Our holding today is directly at odds with our own recent appraisal of the facts in this case. In Breedlove v. Singletary, 595 So.2d 8 (Fla.1992), we were confronted with an identical harmless error issue involving counsel's failure to develop evidence of mitigating circumstances during Breedlove's penalty hearing. We held that Breedlove was entitled to an evidentiary hearing and, in doing so, characterized the facts as follows:

The State primarily argues that Breedlove has failed to demonstrate that any prejudice resulted even if his counsel was ineffective. However, it must be remembered that Breedlove's victim died from a single stab wound inflicted during the course of a burglary and that Breedlove acquired the weapon only after entering the house. The State conceded at the trial that this was a case of felony murder rather than premeditated murder. A strong presentation of mitigating evidence is more likely to tip the scales in a case where the killing was not premeditated. In the final analysis, we do not believe that the issue of ineffectiveness during the penalty phase can be resolved without an evidentiary hearing.
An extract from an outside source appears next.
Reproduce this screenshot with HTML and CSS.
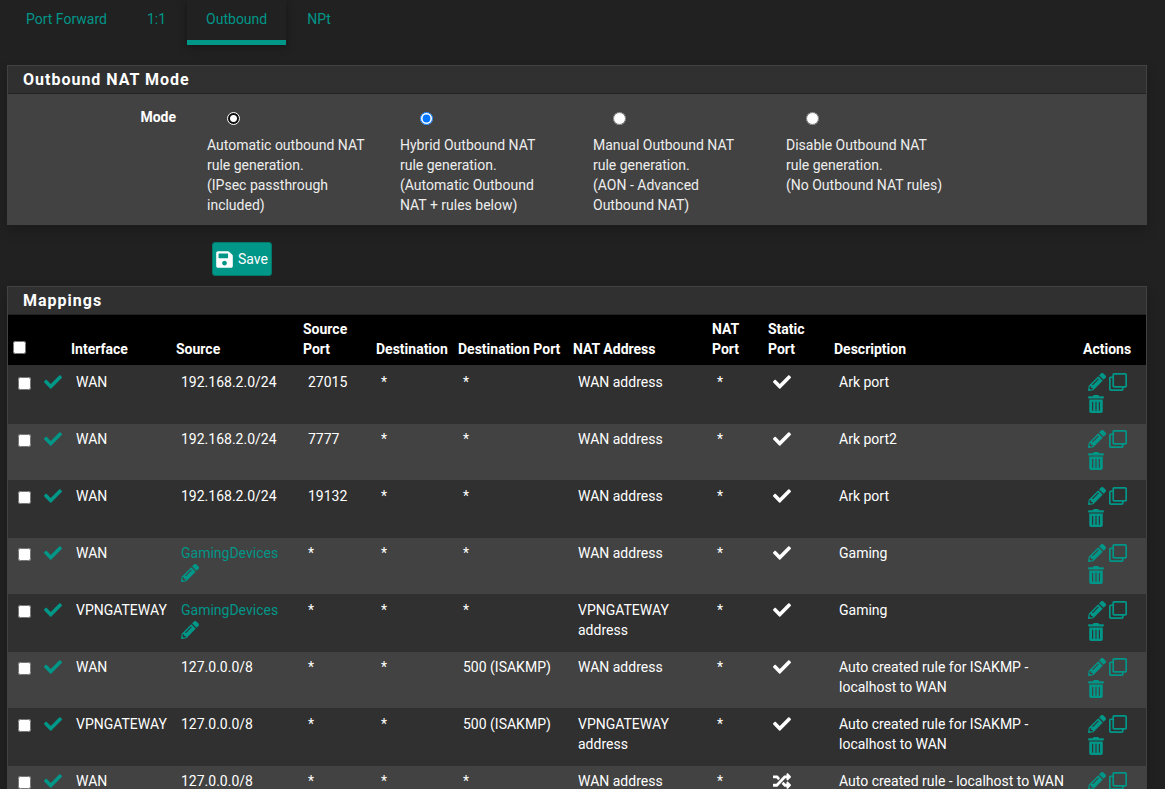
FILE: index.html
```html
<!DOCTYPE html>
<html lang="en">
<head>
<meta charset="utf-8">
<meta name="viewport" content="width=device-width, initial-scale=1">
<title>Firewall: NAT: Outbound</title>
<link rel="stylesheet" href="styles.css">
</head>
<body>
<svg class="sprite" aria-hidden="true">
  <symbol id="check" viewBox="0 0 512 512"><path d="M173.898 439.404l-166.4-166.4c-9.997-9.997-9.997-26.206 0-36.204l36.203-36.204c9.997-9.998 26.207-9.998 36.204 0L192 312.69 432.095 72.596c9.997-9.997 26.207-9.997 36.204 0l36.203 36.204c9.997 9.997 9.997 26.206 0 36.204l-294.4 294.401c-9.998 9.997-26.207 9.997-36.204-.001z"/></symbol>
  <symbol id="pencil" viewBox="0 0 512 512"><path d="M497.9 142.1l-46.1 46.1c-4.7 4.7-12.3 4.7-17 0l-111-111c-4.7-4.7-4.7-12.3 0-17l46.1-46.1c18.7-18.7 49.1-18.7 67.9 0l60.1 60.1c18.8 18.7 18.8 49.1 0 67.9zM284.2 99.8L21.6 362.4.4 483.9c-2.9 16.4 11.4 30.6 27.8 27.8l121.5-21.3 262.6-262.6c4.7-4.7 4.7-12.3 0-17l-111-111c-4.8-4.7-12.4-4.7-17.1 0zM124.1 339.9c-5.5-5.5-5.5-14.3 0-19.8l154-154c5.5-5.5 14.3-5.5 19.8 0s5.5 14.3 0 19.8l-154 154c-5.5 5.5-14.3 5.5-19.8 0zM88 424h48v36.3l-64.5 11.3-31.1-31.1L51.7 376H88v48z"/></symbol>
  <symbol id="clone" viewBox="0 0 512 512"><path d="M464 0H144c-26.51 0-48 21.49-48 48v48H48c-26.51 0-48 21.49-48 48v320c0 26.51 21.49 48 48 48h320c26.51 0 48-21.49 48-48v-48h48c26.51 0 48-21.49 48-48V48c0-26.51-21.49-48-48-48zM362 464H54a6 6 0 0 1-6-6V150a6 6 0 0 1 6-6h42v224c0 26.51 21.49 48 48 48h224v42a6 6 0 0 1-6 6zm96-96H150a6 6 0 0 1-6-6V54a6 6 0 0 1 6-6h308a6 6 0 0 1 6 6v308a6 6 0 0 1-6 6z"/></symbol>
  <symbol id="trash" viewBox="0 0 448 512"><path d="M32 464a48 48 0 0 0 48 48h288a48 48 0 0 0 48-48V128H32zm272-256a16 16 0 0 1 32 0v224a16 16 0 0 1-32 0zm-96 0a16 16 0 0 1 32 0v224a16 16 0 0 1-32 0zm-96 0a16 16 0 0 1 32 0v224a16 16 0 0 1-32 0zM432 32H312l-9.4-18.7A24 24 0 0 0 281.1 0H166.8a23.72 23.72 0 0 0-21.4 13.3L136 32H16A16 16 0 0 0 0 48v32a16 16 0 0 0 16 16h416a16 16 0 0 0 16-16V48a16 16 0 0 0-16-16z"/></symbol>
  <symbol id="save" viewBox="0 0 448 512"><path d="M433.941 129.941l-83.882-83.882A48 48 0 0 0 316.118 32H48C21.49 32 0 53.49 0 80v352c0 26.51 21.49 48 48 48h352c26.51 0 48-21.49 48-48V163.882a48 48 0 0 0-14.059-33.941zM224 416c-35.346 0-64-28.654-64-64 0-35.346 28.654-64 64-64s64 28.654 64 64c0 35.346-28.654 64-64 64zm96-304.52V212c0 6.627-5.373 12-12 12H76c-6.627 0-12-5.373-12-12V108c0-6.627 5.373-12 12-12h228.52c3.183 0 6.235 1.264 8.485 3.515l3.48 3.48A11.996 11.996 0 0 1 320 111.48z"/></symbol>
  <symbol id="shuffle" viewBox="0 0 512 512"><path d="M504.971 359.029c9.373 9.373 9.373 24.569 0 33.941l-80 79.984c-15.01 15.01-40.971 4.49-40.971-16.971V416h-58.785a12.004 12.004 0 0 1-8.773-3.812l-70.556-75.596 53.333-57.143L352 336h32v-39.981c0-21.438 25.943-31.998 40.971-16.971l80 79.981zM12 176h84l52.781 56.551 53.333-57.143-70.556-75.596A11.999 11.999 0 0 0 122.785 96H12c-6.627 0-12 5.373-12 12v56c0 6.627 5.373 12 12 12zm372 0v39.984c0 21.46 25.961 31.98 40.971 16.971l80-79.984c9.373-9.373 9.373-24.569 0-33.941l-80-79.981C409.943 24.021 384 34.582 384 56.019V96h-58.785a12.004 12.004 0 0 0-8.773 3.812L96 336H12c-6.627 0-12 5.373-12 12v56c0 6.627 5.373 12 12 12h110.785c3.326 0 6.503-1.381 8.773-3.812L352 176h32z"/></symbol>
</svg>

<nav class="tabs" aria-label="NAT">
  <a class="tab" href="#forward">Port Forward</a>
  <a class="tab" href="#one">1:1</a>
  <a class="tab active" href="#outbound" aria-current="page">Outbound</a>
  <a class="tab" href="#npt">NPt</a>
</nav>

<main>
  <form>
    <section class="panel">
      <h2 class="panel-title">Outbound NAT Mode</h2>
      <div class="modes" role="radiogroup" aria-labelledby="mode-label">
        <span class="mode-label" id="mode-label">Mode</span>
        <label class="mode"><input class="radio current" type="radio" name="mode"><span>Automatic outbound NAT rule generation.<br>(IPsec passthrough included)</span></label>
        <label class="mode"><input class="radio" type="radio" name="mode" checked><span>Hybrid Outbound NAT rule generation.<br>(Automatic Outbound NAT + rules below)</span></label>
        <label class="mode"><input class="radio" type="radio" name="mode"><span>Manual Outbound NAT rule generation.<br>(AON - Advanced Outbound NAT)</span></label>
        <label class="mode"><input class="radio" type="radio" name="mode"><span>Disable Outbound NAT rule generation.<br>(No Outbound NAT rules)</span></label>
      </div>
    </section>
    <div class="form-actions">
      <button class="save" type="button"><svg class="icon narrow"><use href="#save"/></svg>Save</button>
    </div>
  </form>

  <section class="panel">
    <h2 class="panel-title">Mappings</h2>
    <table class="rules">
      <colgroup>
        <col class="c-tick"><col class="c-state"><col class="c-interface"><col class="c-source"><col class="c-source-port"><col class="c-dest"><col class="c-dest-port"><col class="c-nat"><col class="c-nat-port"><col class="c-static"><col><col class="c-actions">
      </colgroup>
      <thead>
        <tr>
          <th><input class="tick" type="checkbox" aria-label="Select all"></th>
          <th></th>
          <th>Interface</th>
          <th>Source</th>
          <th>Source Port</th>
          <th>Destination</th>
          <th>Destination Port</th>
          <th>NAT Address</th>
          <th>NAT Port</th>
          <th>Static Port</th>
          <th>Description</th>
          <th>Actions</th>
        </tr>
      </thead>
      <tbody>
        <tr>
          <td><input class="tick" type="checkbox" aria-label="Select rule 1"></td>
          <td><a href="#toggle" aria-label="Disable"><svg class="icon"><use href="#check"/></svg></a></td>
          <td>WAN</td><td>192.168.2.0/24</td><td>27015</td><td>*</td><td>*</td><td>WAN address</td><td>*</td>
          <td><svg class="icon"><use href="#check"/></svg></td>
          <td>Ark port</td>
          <td><div class="actions"><a href="#edit" aria-label="Edit"><svg class="icon"><use href="#pencil"/></svg></a><a href="#copy" aria-label="Copy"><svg class="icon"><use href="#clone"/></svg></a><a href="#delete" aria-label="Delete"><svg class="icon narrow"><use href="#trash"/></svg></a></div></td>
        </tr>
        <tr>
          <td><input class="tick" type="checkbox" aria-label="Select rule 2"></td>
          <td><a href="#toggle" aria-label="Disable"><svg class="icon"><use href="#check"/></svg></a></td>
          <td>WAN</td><td>192.168.2.0/24</td><td>7777</td><td>*</td><td>*</td><td>WAN address</td><td>*</td>
          <td><svg class="icon"><use href="#check"/></svg></td>
          <td>Ark port2</td>
          <td><div class="actions"><a href="#edit" aria-label="Edit"><svg class="icon"><use href="#pencil"/></svg></a><a href="#copy" aria-label="Copy"><svg class="icon"><use href="#clone"/></svg></a><a href="#delete" aria-label="Delete"><svg class="icon narrow"><use href="#trash"/></svg></a></div></td>
        </tr>
        <tr>
          <td><input class="tick" type="checkbox" aria-label="Select rule 3"></td>
          <td><a href="#toggle" aria-label="Disable"><svg class="icon"><use href="#check"/></svg></a></td>
          <td>WAN</td><td>192.168.2.0/24</td><td>19132</td><td>*</td><td>*</td><td>WAN address</td><td>*</td>
          <td><svg class="icon"><use href="#check"/></svg></td>
          <td>Ark port</td>
          <td><div class="actions"><a href="#edit" aria-label="Edit"><svg class="icon"><use href="#pencil"/></svg></a><a href="#copy" aria-label="Copy"><svg class="icon"><use href="#clone"/></svg></a><a href="#delete" aria-label="Delete"><svg class="icon narrow"><use href="#trash"/></svg></a></div></td>
        </tr>
        <tr>
          <td><input class="tick" type="checkbox" aria-label="Select rule 4"></td>
          <td><a href="#toggle" aria-label="Disable"><svg class="icon"><use href="#check"/></svg></a></td>
          <td>WAN</td><td><a href="#alias">GamingDevices</a> <a href="#edit-alias" aria-label="Edit alias"><svg class="icon"><use href="#pencil"/></svg></a></td><td>*</td><td>*</td><td>*</td><td>WAN address</td><td>*</td>
          <td><svg class="icon"><use href="#check"/></svg></td>
          <td>Gaming</td>
          <td><div class="actions"><a href="#edit" aria-label="Edit"><svg class="icon"><use href="#pencil"/></svg></a><a href="#copy" aria-label="Copy"><svg class="icon"><use href="#clone"/></svg></a><a href="#delete" aria-label="Delete"><svg class="icon narrow"><use href="#trash"/></svg></a></div></td>
        </tr>
        <tr>
          <td><input class="tick" type="checkbox" aria-label="Select rule 5"></td>
          <td><a href="#toggle" aria-label="Disable"><svg class="icon"><use href="#check"/></svg></a></td>
          <td>VPNGATEWAY</td><td><a href="#alias">GamingDevices</a> <a href="#edit-alias" aria-label="Edit alias"><svg class="icon"><use href="#pencil"/></svg></a></td><td>*</td><td>*</td><td>*</td><td>VPNGATEWAY address</td><td>*</td>
          <td><svg class="icon"><use href="#check"/></svg></td>
          <td>Gaming</td>
          <td><div class="actions"><a href="#edit" aria-label="Edit"><svg class="icon"><use href="#pencil"/></svg></a><a href="#copy" aria-label="Copy"><svg class="icon"><use href="#clone"/></svg></a><a href="#delete" aria-label="Delete"><svg class="icon narrow"><use href="#trash"/></svg></a></div></td>
        </tr>
        <tr>
          <td><input class="tick" type="checkbox" aria-label="Select rule 6"></td>
          <td><a href="#toggle" aria-label="Disable"><svg class="icon"><use href="#check"/></svg></a></td>
          <td>WAN</td><td>127.0.0.0/8</td><td>*</td><td>*</td><td>500 (ISAKMP)</td><td>WAN address</td><td>*</td>
          <td><svg class="icon"><use href="#check"/></svg></td>
          <td>Auto created rule for ISAKMP - localhost to WAN</td>
          <td><div class="actions"><a href="#edit" aria-label="Edit"><svg class="icon"><use href="#pencil"/></svg></a><a href="#copy" aria-label="Copy"><svg class="icon"><use href="#clone"/></svg></a><a href="#delete" aria-label="Delete"><svg class="icon narrow"><use href="#trash"/></svg></a></div></td>
        </tr>
        <tr>
          <td><input class="tick" type="checkbox" aria-label="Select rule 7"></td>
          <td><a href="#toggle" aria-label="Disable"><svg class="icon"><use href="#check"/></svg></a></td>
          <td>VPNGATEWAY</td><td>127.0.0.0/8</td><td>*</td><td>*</td><td>500 (ISAKMP)</td><td>VPNGATEWAY address</td><td>*</td>
          <td><svg class="icon"><use href="#check"/></svg></td>
          <td>Auto created rule for ISAKMP - localhost to WAN</td>
          <td><div class="actions"><a href="#edit" aria-label="Edit"><svg class="icon"><use href="#pencil"/></svg></a><a href="#copy" aria-label="Copy"><svg class="icon"><use href="#clone"/></svg></a><a href="#delete" aria-label="Delete"><svg class="icon narrow"><use href="#trash"/></svg></a></div></td>
        </tr>
        <tr>
          <td><input class="tick" type="checkbox" aria-label="Select rule 8"></td>
          <td><a href="#toggle" aria-label="Disable"><svg class="icon"><use href="#check"/></svg></a></td>
          <td>WAN</td><td>127.0.0.0/8</td><td>*</td><td>*</td><td>*</td><td>WAN address</td><td>*</td>
          <td><svg class="icon"><use href="#shuffle"/></svg></td>
          <td>Auto created rule - localhost to WAN</td>
          <td><div class="actions"><a href="#edit" aria-label="Edit"><svg class="icon"><use href="#pencil"/></svg></a><a href="#copy" aria-label="Copy"><svg class="icon"><use href="#clone"/></svg></a><a href="#delete" aria-label="Delete"><svg class="icon narrow"><use href="#trash"/></svg></a></div></td>
        </tr>
      </tbody>
    </table>
  </section>
</main>
</body>
</html>
```

FILE: styles.css
```css
* { box-sizing: border-box; }

body {
  margin: 0;
  padding: 0 18px 0 7px;
  background: #212121;
  color: #fff;
  font: 14px/20px Roboto, sans-serif;
}

a { color: #009688; text-decoration: none; }

.sprite { display: none; }

.icon {
  display: inline-block;
  width: 18px;
  height: 18px;
  fill: currentColor;
  vertical-align: middle;
}
.icon.narrow { width: 16px; }

.tabs { display: flex; gap: 2px; margin-bottom: 20px; }
.tab {
  padding: 9px 19px 11px;
  border-bottom: 5px solid transparent;
}
.tab.active {
  border-color: #009688;
  box-shadow: 0 2px 8px rgba(0, 0, 0, .35);
}

.panel {
  border: 1px solid #424242;
  background: #424242;
  box-shadow: 0 6px 12px rgba(0, 0, 0, .2);
}
.panel-title {
  margin: 0;
  padding: 4px 15px 3px;
  background: #303030;
  border-bottom: 1px solid #212121;
  font-size: 16px;
  font-weight: 700;
  line-height: 20px;
  letter-spacing: 1px;
}

.modes {
  display: grid;
  grid-template-columns: repeat(6, 1fr);
  margin: 0 -11px 0 -9px;
  padding: 13px 0 9px;
}
.mode-label {
  padding-right: 16px;
  font-weight: 700;
  text-align: right;
}
.mode { padding: 0 19px 0 15px; color: #eee; }
.mode span { display: block; }
.radio { display: block; margin: 5px 0 10px 20px; }
.radio.current {
  appearance: none;
  width: 13px;
  height: 13px;
  border: 1px solid #fff;
  border-radius: 50%;
  background: radial-gradient(circle, #fff 0 3px, #101010 4px);
}

.form-actions { padding: 17px 205px 10px; }
.save {
  display: flex;
  align-items: center;
  gap: 5px;
  height: 34px;
  padding: 0 3px;
  border: 1px solid #00796b;
  border-radius: 3px;
  background: #009688;
  color: #fff;
  font: inherit;
}
.save .icon { width: 17px; height: 19px; }

.rules {
  width: 100%;
  table-layout: fixed;
  border-spacing: 0;
  background: #303030;
}
.c-tick { width: 26px; }
.c-state { width: 32px; }
.c-interface { width: 105px; }
.c-source { width: 127px; }
.c-source-port { width: 73px; }
.c-dest { width: 82px; }
.c-dest-port { width: 115px; }
.c-nat { width: 139px; }
.c-nat-port { width: 56px; }
.c-static { width: 66px; }
.c-actions { width: 68px; }

th {
  padding: 4px 5px 6px;
  border-bottom: 1px solid #303030;
  background: #000;
  font-weight: 700;
  text-align: left;
  vertical-align: bottom;
}
th:nth-child(6), th:nth-child(7) { white-space: nowrap; }
td {
  height: 57px;
  padding: 5px 4px 5px 10px;
  border-top: 1px solid #303030;
  vertical-align: top;
}
tbody tr:nth-child(even) td { background: #424242; }

.tick { display: block; margin: 5px 0 0; }
th .tick { margin: 0 0 5px; }
td > a > .icon, td > .icon { margin-top: -2px; }

.actions {
  display: flex;
  flex-wrap: wrap;
  gap: 4px 3px;
  padding-top: 1px;
}
.actions a, .actions .icon { display: block; }
```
595 So.2d at 12 (emphasis added). 5

Further, our initial appraisal of the facts supporting the trial court's finding of the heinous, atrocious, or cruel aggravator is fully consistent with this analysis. In our original opinion, partially quoted in the majority opinion, we stated:

Although death resulted from a single stab wound, there was testimony that the victim suffered considerable pain and did not die immediately. While pain and suffering alone might not make this murder heinous, atrocious, and cruel, the attack occurred while the victim lay asleep in his bed. This is far different from the norm of capital felonies and sets this crime apart from murder committed in, for...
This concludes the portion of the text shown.